- Serve with bacon strips for breakfast
- The syrup reduction described in this recipe should be thick and applied to the meal with a brush. It should be viscous enough to coat the top of the toast without soaking into it very much.
- Yields 8 filling slices of French toast
- Most of a loaf of last week's sourdough bread
- 12 eggs
- 1/2 cup half-and-half
- 1.5 tsp vanilla extract
- 1.5 tsp almond extract
- 2 tbsp ground cinnamon
- 2 tsp fresh ground nutmeg
- 1 orange
- ~1/4 cup sugar
- 1/2 cup AAA actual maple syrup (do not use corn syrup-based imitations)
- 1/2 stick butter
- Griddle or shallow cast iron pan for frying toast
- Gallon sized zippie bag for soaking bread
- Long spatula for flipping big, delicate toast pieces
- Small rubber spatula for working with syrups
- Mixing bowl
- Hand mixer
- Zester or planer
- Juicer
- Cut 8 slices of bread from the loaf, about 1/2" thick and stagger them in the gallon bag so they form layers of bread. If they are neatly stacked, the batter will not soak right, hence the staggered pattern of bread slices.
- In the mixing bowl, combine the eggs, half and half, vanilla and almond extracts, cinnamon, and nutmeg. Mix with a hand mixer until completely smooth.
- Carefully pour the batter over the bread in the bag. Press as much air out of the bag as possible and seal it. Flip the bag over a few times to coat all of the bread thoroughly. All throughout the next several steps, all the way up until cook time, flip this bag over every few minutes to allow the batter to run all over the bread and soak in completely.
- While this is soaking, and while you are continually turning it to encourage a proper soak (this is super important, so don't forget it), process the orange to separate its zest and juice. This should produce about a tablespoon of zest and a quarter cup of juice.
- Place the juice in a medium saucepan over medium heat, measuring it as you add it. Also add an equal amount of sugar. So if your orange produced 1/4 cup of juice, add 1/4 cup of sugar.
- Bring this to a boil and stir it until it is a thick syrup, then remove from heat. Reserve the syrup, but clean out the saucepan and dry it.
- Don't forget to turn your battered toast.
- Put the saucepan back on the stove over medium-low heat and melt down the half stick of butter. Shake the pan a couple times a minute as the butter heats to brown it.
- When the butter is just about done browning, throw in the orange zest and stir. This will cause a great deal of bubbling and foaming. About 30 seconds after, use a rubber spatula to scrape in all of the orange syrup. Also add the maple syrup. Stir to combine.
- You're still turning your French toast in the batter, right?
- Allow the syrup mix to boil and heat for a bit until it thickens into a sticky, viscous reduction. Remove from heat and let stand. You can heat this back up over medium-low heat right before serving.
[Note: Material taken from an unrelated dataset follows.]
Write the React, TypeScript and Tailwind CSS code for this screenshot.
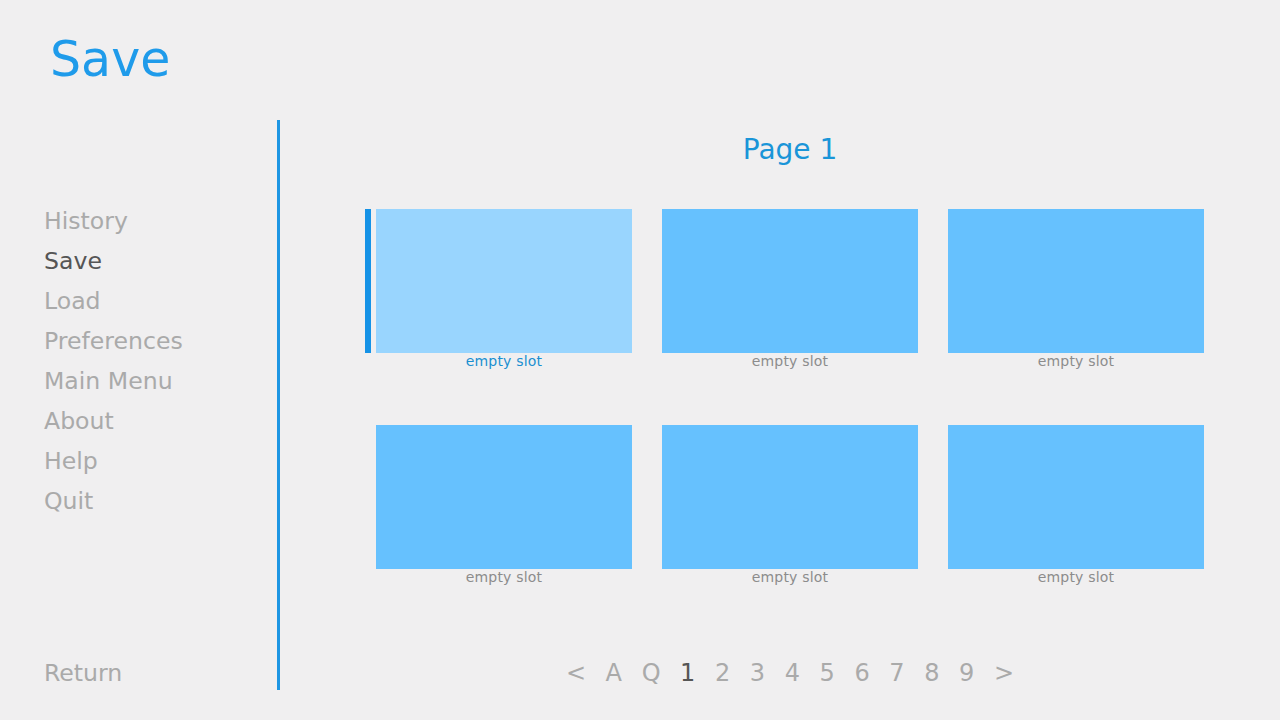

- Now that your toast is full of custardy batter, bring a shallow cast iron skillet or other evenly-heating griddle up to just below medium heat. In batches, melt butter into the pan, spreading it out with the flat spatula. Carefully place the bread slices, which will be very tender and delicate, to the pan. Fry them, flipping them halfway, until the centers of the slices are just set, roughly 2 minutes per side. Reduce heat if you need to.
- Remove French toast to a plate, brush syrup over their top, then garnish with a dusting of powdered sugar by dropping a spoonful into a fine seive, then - while holding the seive over the food - tapping the rim of the seive with the spoon.